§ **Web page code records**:
========================

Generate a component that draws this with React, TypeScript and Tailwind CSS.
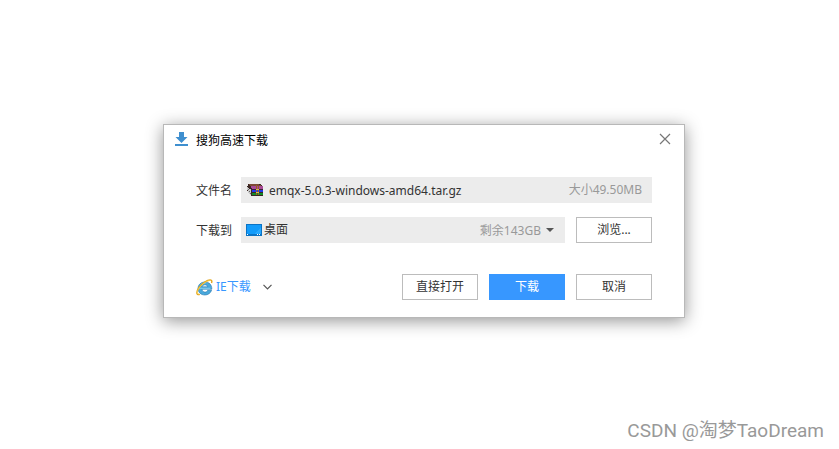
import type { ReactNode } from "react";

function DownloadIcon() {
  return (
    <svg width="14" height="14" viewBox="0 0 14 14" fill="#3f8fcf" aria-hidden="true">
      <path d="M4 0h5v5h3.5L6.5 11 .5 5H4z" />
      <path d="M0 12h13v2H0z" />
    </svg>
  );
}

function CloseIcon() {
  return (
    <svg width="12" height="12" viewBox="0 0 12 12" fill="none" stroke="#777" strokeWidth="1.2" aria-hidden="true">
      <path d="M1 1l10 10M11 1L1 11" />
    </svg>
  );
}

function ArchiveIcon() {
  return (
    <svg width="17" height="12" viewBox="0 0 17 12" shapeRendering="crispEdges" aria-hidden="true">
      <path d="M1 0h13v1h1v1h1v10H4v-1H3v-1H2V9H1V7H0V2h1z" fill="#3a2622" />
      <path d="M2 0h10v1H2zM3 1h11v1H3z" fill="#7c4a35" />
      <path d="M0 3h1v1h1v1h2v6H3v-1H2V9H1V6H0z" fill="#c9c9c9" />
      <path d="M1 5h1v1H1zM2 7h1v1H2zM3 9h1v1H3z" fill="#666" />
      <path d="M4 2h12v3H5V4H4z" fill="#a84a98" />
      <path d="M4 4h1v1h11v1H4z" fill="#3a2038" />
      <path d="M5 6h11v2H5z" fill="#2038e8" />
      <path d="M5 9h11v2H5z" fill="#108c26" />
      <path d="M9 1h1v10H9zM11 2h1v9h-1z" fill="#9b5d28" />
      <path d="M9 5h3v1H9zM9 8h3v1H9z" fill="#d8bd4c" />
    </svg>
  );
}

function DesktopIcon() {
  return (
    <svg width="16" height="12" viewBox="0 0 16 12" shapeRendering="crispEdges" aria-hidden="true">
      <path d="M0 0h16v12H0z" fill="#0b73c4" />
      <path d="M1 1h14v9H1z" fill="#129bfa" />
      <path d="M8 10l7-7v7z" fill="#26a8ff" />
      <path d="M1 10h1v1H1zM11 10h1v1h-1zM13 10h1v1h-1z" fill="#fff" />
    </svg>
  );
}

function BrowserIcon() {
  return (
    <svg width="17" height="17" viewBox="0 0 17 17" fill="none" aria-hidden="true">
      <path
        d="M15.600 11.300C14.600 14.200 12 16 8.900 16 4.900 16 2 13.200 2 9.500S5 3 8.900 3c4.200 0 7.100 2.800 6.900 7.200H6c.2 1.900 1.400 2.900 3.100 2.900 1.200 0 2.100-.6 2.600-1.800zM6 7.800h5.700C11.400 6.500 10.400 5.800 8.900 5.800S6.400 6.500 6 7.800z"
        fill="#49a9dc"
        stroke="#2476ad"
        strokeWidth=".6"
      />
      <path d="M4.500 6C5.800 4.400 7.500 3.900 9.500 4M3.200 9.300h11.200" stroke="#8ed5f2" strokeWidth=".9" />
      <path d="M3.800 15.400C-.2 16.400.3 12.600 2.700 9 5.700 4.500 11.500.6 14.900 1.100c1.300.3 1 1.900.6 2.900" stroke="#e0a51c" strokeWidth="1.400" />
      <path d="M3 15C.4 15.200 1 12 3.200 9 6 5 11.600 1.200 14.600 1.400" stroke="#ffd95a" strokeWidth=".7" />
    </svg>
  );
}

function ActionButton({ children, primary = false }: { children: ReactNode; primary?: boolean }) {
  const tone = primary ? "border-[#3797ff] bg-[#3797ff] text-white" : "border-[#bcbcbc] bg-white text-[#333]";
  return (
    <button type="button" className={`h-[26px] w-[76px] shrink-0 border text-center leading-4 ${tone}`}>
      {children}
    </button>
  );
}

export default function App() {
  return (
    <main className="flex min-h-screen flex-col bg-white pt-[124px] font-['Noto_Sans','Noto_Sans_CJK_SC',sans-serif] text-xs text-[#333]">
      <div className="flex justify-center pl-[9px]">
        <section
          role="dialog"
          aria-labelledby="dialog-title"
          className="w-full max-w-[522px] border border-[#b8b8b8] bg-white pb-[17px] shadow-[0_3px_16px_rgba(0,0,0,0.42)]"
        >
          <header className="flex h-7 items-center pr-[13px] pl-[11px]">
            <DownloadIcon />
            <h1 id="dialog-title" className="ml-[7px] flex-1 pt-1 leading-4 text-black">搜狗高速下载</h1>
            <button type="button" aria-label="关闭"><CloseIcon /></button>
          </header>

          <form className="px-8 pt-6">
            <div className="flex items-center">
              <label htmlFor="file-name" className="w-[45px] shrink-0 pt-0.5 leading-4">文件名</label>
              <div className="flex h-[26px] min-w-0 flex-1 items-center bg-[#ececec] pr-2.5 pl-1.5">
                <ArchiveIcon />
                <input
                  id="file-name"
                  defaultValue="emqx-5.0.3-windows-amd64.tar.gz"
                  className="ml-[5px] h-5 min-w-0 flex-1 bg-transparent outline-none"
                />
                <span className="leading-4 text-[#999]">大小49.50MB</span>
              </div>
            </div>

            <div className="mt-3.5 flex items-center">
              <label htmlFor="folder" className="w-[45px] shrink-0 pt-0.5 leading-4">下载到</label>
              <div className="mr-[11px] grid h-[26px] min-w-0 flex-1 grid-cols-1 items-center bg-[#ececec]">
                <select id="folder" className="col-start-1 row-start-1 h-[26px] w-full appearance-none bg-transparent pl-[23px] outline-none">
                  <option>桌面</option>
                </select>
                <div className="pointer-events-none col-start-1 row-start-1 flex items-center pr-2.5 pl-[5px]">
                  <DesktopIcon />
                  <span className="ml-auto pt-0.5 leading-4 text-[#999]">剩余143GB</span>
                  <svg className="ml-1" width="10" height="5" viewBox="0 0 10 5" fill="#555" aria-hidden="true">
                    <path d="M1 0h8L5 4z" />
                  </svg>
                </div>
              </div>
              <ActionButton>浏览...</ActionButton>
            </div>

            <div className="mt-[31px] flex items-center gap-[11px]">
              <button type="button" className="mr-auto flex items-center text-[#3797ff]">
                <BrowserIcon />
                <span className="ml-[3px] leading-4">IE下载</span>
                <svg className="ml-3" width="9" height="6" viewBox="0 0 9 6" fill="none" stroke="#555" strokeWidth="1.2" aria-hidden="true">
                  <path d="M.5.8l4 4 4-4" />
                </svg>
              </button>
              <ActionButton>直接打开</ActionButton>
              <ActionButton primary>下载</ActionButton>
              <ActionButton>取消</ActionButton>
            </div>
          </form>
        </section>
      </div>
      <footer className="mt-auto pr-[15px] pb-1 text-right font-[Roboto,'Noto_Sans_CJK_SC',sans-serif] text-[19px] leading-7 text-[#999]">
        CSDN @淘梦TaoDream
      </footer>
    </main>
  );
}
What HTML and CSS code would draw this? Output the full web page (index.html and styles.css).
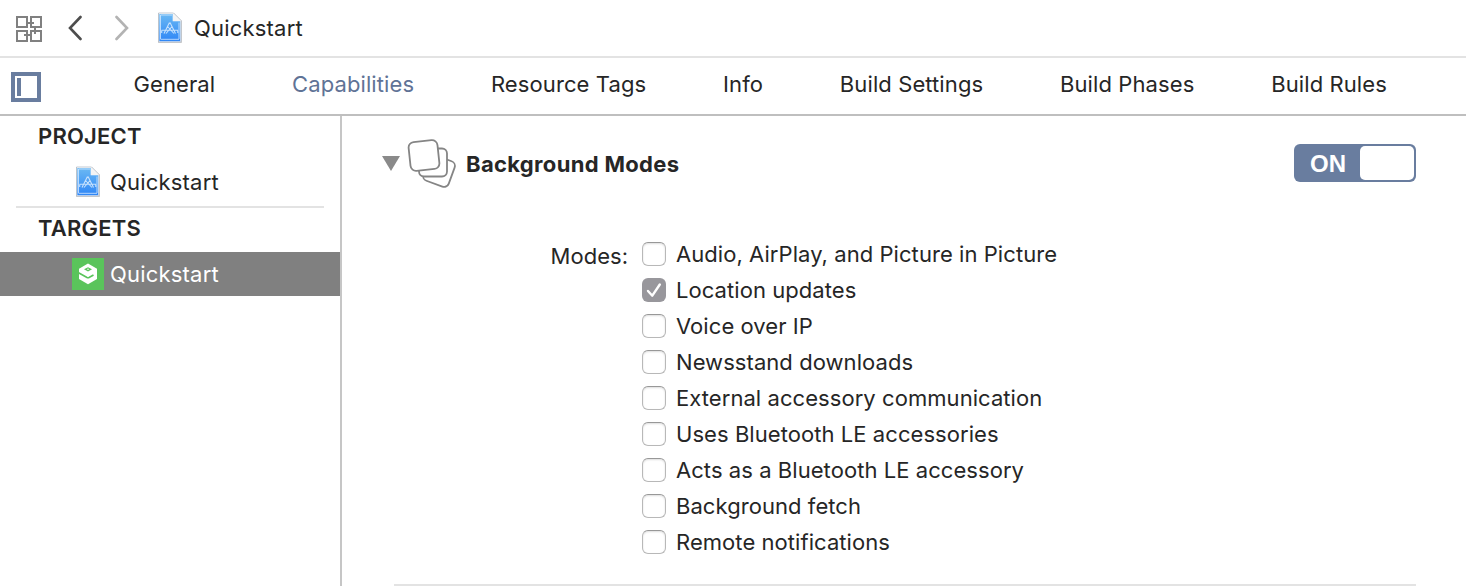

========================

§ **EXERCISE**:
Extract all the data above exactly, excluding every picture.

§ **TASK SOLUTION**:
Generate a component that draws this with React, TypeScript and Tailwind CSS.
import type { ReactNode } from "react";

function DownloadIcon() {
  return (
    <svg width="14" height="14" viewBox="0 0 14 14" fill="#3f8fcf" aria-hidden="true">
      <path d="M4 0h5v5h3.5L6.5 11 .5 5H4z" />
      <path d="M0 12h13v2H0z" />
    </svg>
  );
}

function CloseIcon() {
  return (
    <svg width="12" height="12" viewBox="0 0 12 12" fill="none" stroke="#777" strokeWidth="1.2" aria-hidden="true">
      <path d="M1 1l10 10M11 1L1 11" />
    </svg>
  );
}

function ArchiveIcon() {
  return (
    <svg width="17" height="12" viewBox="0 0 17 12" shapeRendering="crispEdges" aria-hidden="true">
      <path d="M1 0h13v1h1v1h1v10H4v-1H3v-1H2V9H1V7H0V2h1z" fill="#3a2622" />
      <path d="M2 0h10v1H2zM3 1h11v1H3z" fill="#7c4a35" />
      <path d="M0 3h1v1h1v1h2v6H3v-1H2V9H1V6H0z" fill="#c9c9c9" />
      <path d="M1 5h1v1H1zM2 7h1v1H2zM3 9h1v1H3z" fill="#666" />
      <path d="M4 2h12v3H5V4H4z" fill="#a84a98" />
      <path d="M4 4h1v1h11v1H4z" fill="#3a2038" />
      <path d="M5 6h11v2H5z" fill="#2038e8" />
      <path d="M5 9h11v2H5z" fill="#108c26" />
      <path d="M9 1h1v10H9zM11 2h1v9h-1z" fill="#9b5d28" />
      <path d="M9 5h3v1H9zM9 8h3v1H9z" fill="#d8bd4c" />
    </svg>
  );
}

function DesktopIcon() {
  return (
    <svg width="16" height="12" viewBox="0 0 16 12" shapeRendering="crispEdges" aria-hidden="true">
      <path d="M0 0h16v12H0z" fill="#0b73c4" />
      <path d="M1 1h14v9H1z" fill="#129bfa" />
      <path d="M8 10l7-7v7z" fill="#26a8ff" />
      <path d="M1 10h1v1H1zM11 10h1v1h-1zM13 10h1v1h-1z" fill="#fff" />
    </svg>
  );
}

function BrowserIcon() {
  return (
    <svg width="17" height="17" viewBox="0 0 17 17" fill="none" aria-hidden="true">
      <path
        d="M15.600 11.300C14.600 14.200 12 16 8.900 16 4.900 16 2 13.200 2 9.500S5 3 8.900 3c4.200 0 7.100 2.800 6.900 7.200H6c.2 1.900 1.400 2.900 3.100 2.900 1.200 0 2.100-.6 2.600-1.800zM6 7.800h5.700C11.400 6.500 10.400 5.800 8.900 5.800S6.400 6.500 6 7.800z"
        fill="#49a9dc"
        stroke="#2476ad"
        strokeWidth=".6"
      />
      <path d="M4.500 6C5.800 4.400 7.500 3.900 9.500 4M3.200 9.300h11.200" stroke="#8ed5f2" strokeWidth=".9" />
      <path d="M3.800 15.400C-.2 16.400.3 12.600 2.700 9 5.700 4.500 11.500.6 14.900 1.100c1.300.3 1 1.900.6 2.900" stroke="#e0a51c" strokeWidth="1.400" />
      <path d="M3 15C.4 15.200 1 12 3.200 9 6 5 11.600 1.200 14.600 1.400" stroke="#ffd95a" strokeWidth=".7" />
    </svg>
  );
}

function ActionButton({ children, primary = false }: { children: ReactNode; primary?: boolean }) {
  const tone = primary ? "border-[#3797ff] bg-[#3797ff] text-white" : "border-[#bcbcbc] bg-white text-[#333]";
  return (
    <button type="button" className={`h-[26px] w-[76px] shrink-0 border text-center leading-4 ${tone}`}>
      {children}
    </button>
  );
}

export default function App() {
  return (
    <main className="flex min-h-screen flex-col bg-white pt-[124px] font-['Noto_Sans','Noto_Sans_CJK_SC',sans-serif] text-xs text-[#333]">
      <div className="flex justify-center pl-[9px]">
        <section
          role="dialog"
          aria-labelledby="dialog-title"
          className="w-full max-w-[522px] border border-[#b8b8b8] bg-white pb-[17px] shadow-[0_3px_16px_rgba(0,0,0,0.42)]"
        >
          <header className="flex h-7 items-center pr-[13px] pl-[11px]">
            <DownloadIcon />
            <h1 id="dialog-title" className="ml-[7px] flex-1 pt-1 leading-4 text-black">搜狗高速下载</h1>
            <button type="button" aria-label="关闭"><CloseIcon /></button>
          </header>

          <form className="px-8 pt-6">
            <div className="flex items-center">
              <label htmlFor="file-name" className="w-[45px] shrink-0 pt-0.5 leading-4">文件名</label>
              <div className="flex h-[26px] min-w-0 flex-1 items-center bg-[#ececec] pr-2.5 pl-1.5">
                <ArchiveIcon />
                <input
                  id="file-name"
                  defaultValue="emqx-5.0.3-windows-amd64.tar.gz"
                  className="ml-[5px] h-5 min-w-0 flex-1 bg-transparent outline-none"
                />
                <span className="leading-4 text-[#999]">大小49.50MB</span>
              </div>
            </div>

            <div className="mt-3.5 flex items-center">
              <label htmlFor="folder" className="w-[45px] shrink-0 pt-0.5 leading-4">下载到</label>
              <div className="mr-[11px] grid h-[26px] min-w-0 flex-1 grid-cols-1 items-center bg-[#ececec]">
                <select id="folder" className="col-start-1 row-start-1 h-[26px] w-full appearance-none bg-transparent pl-[23px] outline-none">
                  <option>桌面</option>
                </select>
                <div className="pointer-events-none col-start-1 row-start-1 flex items-center pr-2.5 pl-[5px]">
                  <DesktopIcon />
                  <span className="ml-auto pt-0.5 leading-4 text-[#999]">剩余143GB</span>
                  <svg className="ml-1" width="10" height="5" viewBox="0 0 10 5" fill="#555" aria-hidden="true">
                    <path d="M1 0h8L5 4z" />
                  </svg>
                </div>
              </div>
              <ActionButton>浏览...</ActionButton>
            </div>

            <div className="mt-[31px] flex items-center gap-[11px]">
              <button type="button" className="mr-auto flex items-center text-[#3797ff]">
                <BrowserIcon />
                <span className="ml-[3px] leading-4">IE下载</span>
                <svg className="ml-3" width="9" height="6" viewBox="0 0 9 6" fill="none" stroke="#555" strokeWidth="1.2" aria-hidden="true">
                  <path d="M.5.8l4 4 4-4" />
                </svg>
              </button>
              <ActionButton>直接打开</ActionButton>
              <ActionButton primary>下载</ActionButton>
              <ActionButton>取消</ActionButton>
            </div>
          </form>
        </section>
      </div>
      <footer className="mt-auto pr-[15px] pb-1 text-right font-[Roboto,'Noto_Sans_CJK_SC',sans-serif] text-[19px] leading-7 text-[#999]">
        CSDN @淘梦TaoDream
      </footer>
    </main>
  );
}
What HTML and CSS code would draw this? Output the full web page (index.html and styles.css).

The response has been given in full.